Before: "I need to write a perfect draft." After: "I'll run an experiment where I quickly jot down messy ideas for 10 minutes."

Before: "I need to look impressive at the gym." After: "Let me run a simple experiment to see if I can add just 0.5 kg more weight than last week."

Experiments don't threaten your ego. They spark curiosity instead of pressure.

6) Change Your Identity

Rather than struggling to achieve something, become that kind of person.
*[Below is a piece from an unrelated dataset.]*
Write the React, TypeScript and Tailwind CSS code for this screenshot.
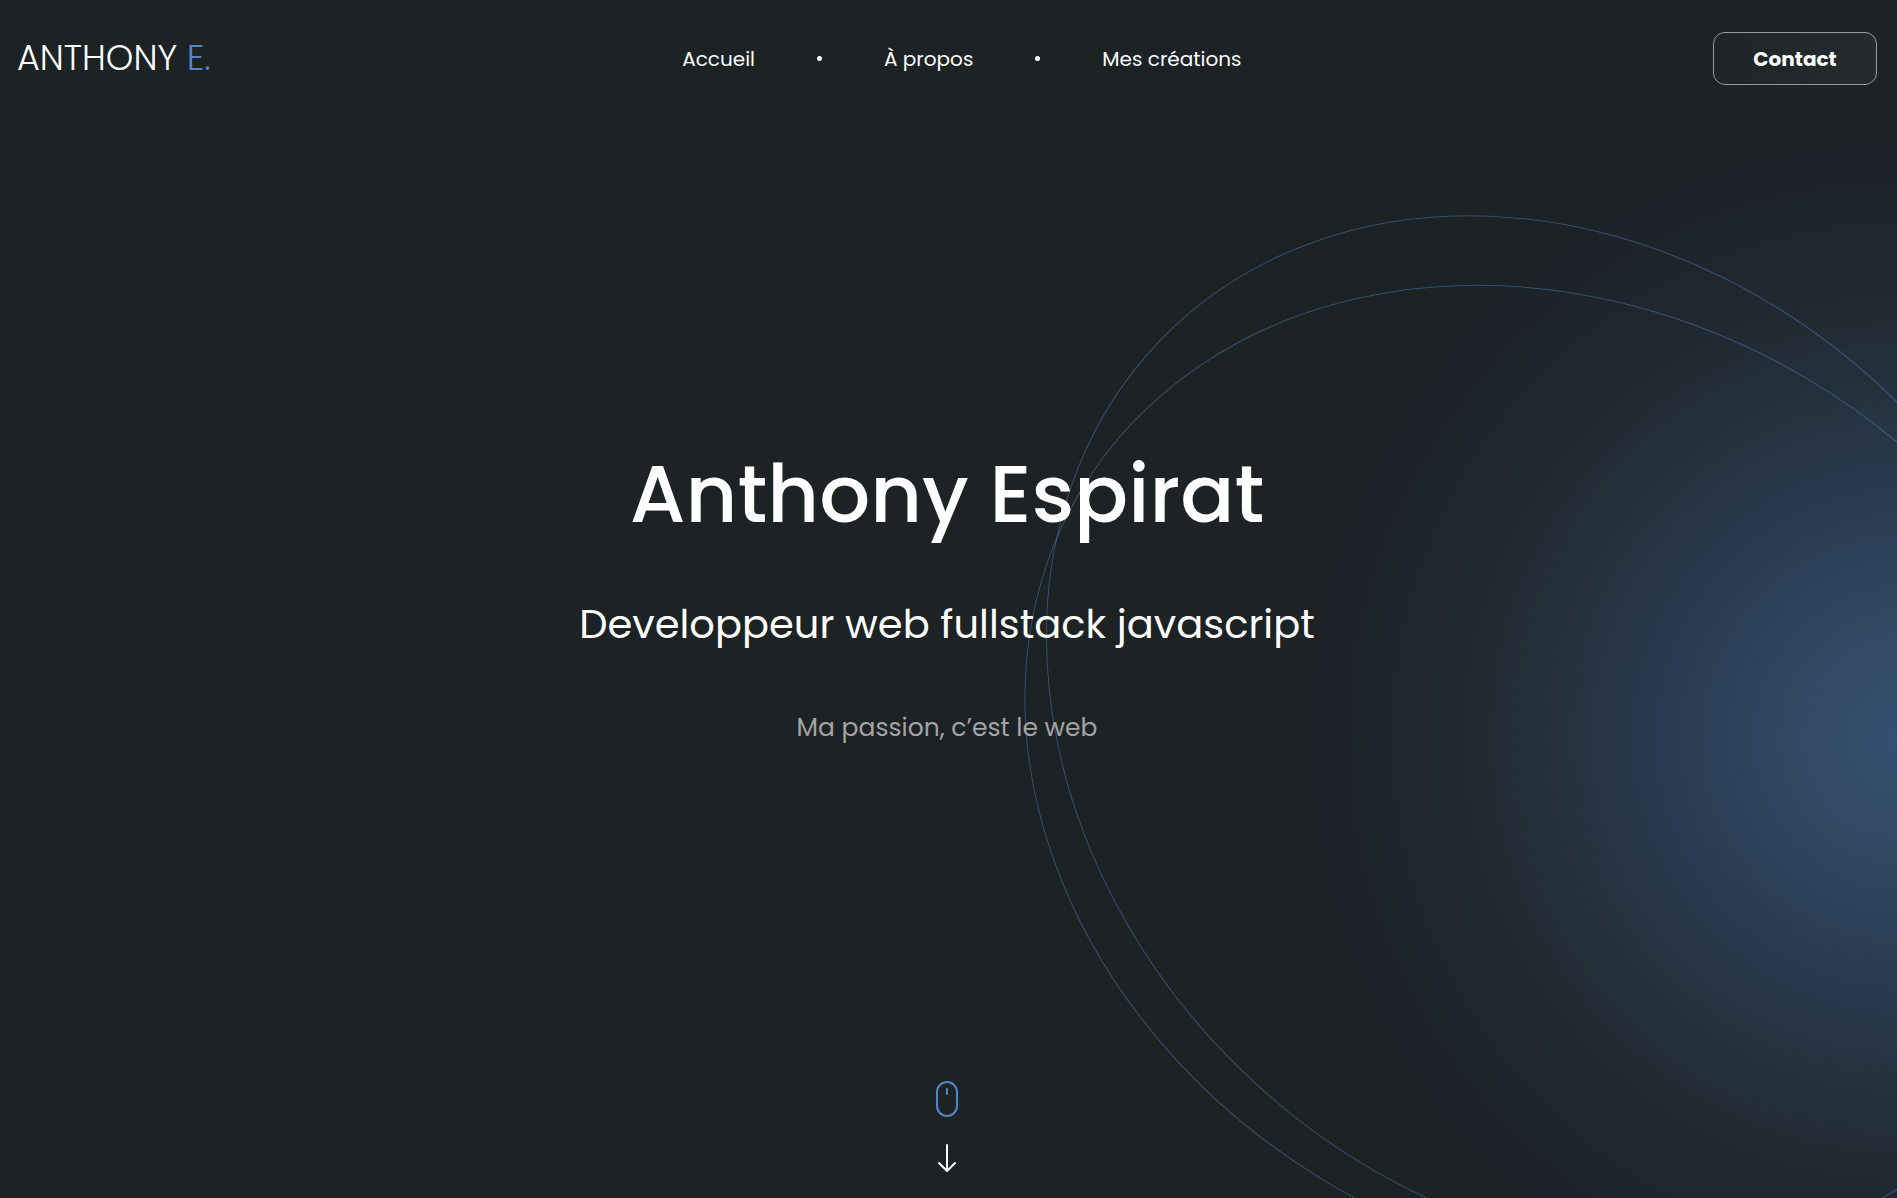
import React from "react";

const links = ["Accueil", "À propos", "Mes créations"];

function Backdrop() {
  return (
    <div aria-hidden="true" className="pointer-events-none absolute inset-0 overflow-hidden">
      <div className="h-full w-full bg-[radial-gradient(circle_at_calc(100%_+_10px)_738px,#35506f_0px,#334b68_90px,#2d4158_190px,#293b50_240px,#253441_330px,#212b34_420px,#1f262d_500px,#1d2328_580px,#1d2225_650px)]" />
      <svg className="absolute right-0 top-0 h-full w-[900px]" fill="none" stroke="#5a84c8" strokeOpacity="0.45">
        <ellipse cx="570" cy="734" rx="468" ry="566" transform="rotate(-45.7 570 734)" />
        <ellipse cx="571" cy="781" rx="468" ry="567" transform="rotate(-59.4 571 781)" />
      </svg>
    </div>
  );
}

function Header() {
  return (
    <header className="flex items-center justify-between py-8 pl-[17px] pr-5">
      <a href="#" className="pb-0.5 text-[35px] font-light leading-[50px]">
        ANTHONY <span className="text-[#5584c8]">E.</span>
      </a>
      <nav>
        <ul className="flex items-center gap-[62px] text-xl leading-[30px]">
          {links.map((label, i) => (
            <React.Fragment key={label}>
              {i > 0 && <li aria-hidden="true" className="size-[5px] rounded-full bg-white" />}
              <li>
                <a href="#">{label}</a>
              </li>
            </React.Fragment>
          ))}
        </ul>
      </nav>
      <button
        type="button"
        className="h-[53px] w-[164px] rounded-xl border border-[#9b9ea1] bg-linear-to-r from-white/[0.01] to-white/[0.04] text-xl font-bold leading-[30px]"
      >
        Contact
      </button>
    </header>
  );
}

export default function App() {
  return (
    <div className="relative flex min-h-screen flex-col bg-[#1d2225] font-[Poppins,Inter,sans-serif] text-white">
      <Backdrop />
      <div className="relative flex flex-1 flex-col">
        <Header />
        <main className="flex flex-1 flex-col pr-[3px]">
          <section className="flex flex-1 flex-col items-center justify-center text-center">
            <h1 className="text-[80px] font-medium leading-[120px]">Anthony Espirat</h1>
            <h2 className="mt-10 text-[40px] leading-[60px]">Developpeur web fullstack javascript</h2>
            <p className="mt-14 text-[25px] leading-[36px] text-[#a3a4a5]">Ma passion, c’est le web</p>
          </section>
          <a href="#" aria-label="Défiler vers le bas" className="mx-auto flex flex-col items-center pb-[25px] pt-[18px]">
            <svg width="24" height="38" viewBox="0 0 24 38" fill="none" stroke="#5584c8" strokeWidth="2" strokeLinecap="round">
              <rect x="2" y="1" width="20" height="34" rx="10" />
              <path d="M12 8v5" />
            </svg>
            <svg className="mt-6" width="24" height="30" viewBox="0 0 24 30" fill="none" stroke="#fff" strokeWidth="2" strokeLinecap="round" strokeLinejoin="round">
              <path d="M12 2v26M4 20l8 8 8-8" />
            </svg>
          </a>
        </main>
      </div>
    </div>
  );
}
Actions that contradict your identity breed resistance, but actions that align with it get your brain's cooperation.

  • "I need to get healthy" (resistance) → "I'm someone who works out" (cooperation)
  • "I should study more" (resistance) → "I'm a student" (cooperation)
  • "I should organize" (resistance) → "I'm an organized person" (cooperation)

7) Embrace Being a Beginner

The best way to protect your ego is to accept the position of beginner.

  • Instead of "I can't speak Spanish" → "I'm learning Spanish"
  • Instead of "I'm weak" → "I just started weight training"
  • Instead of "I'm not a good writer" → "I'm developing my writing"

Beginners can't fail. There's only growth.


3. Conclusion

Your brain will continue sending dramatic messages.

"It's too hard." "It's too much." "Not today."

But half the time, your brain is just... exaggerating and being melodramatic. Tomorrow morning, don't try to win the entire day. Just win the first 2 minutes.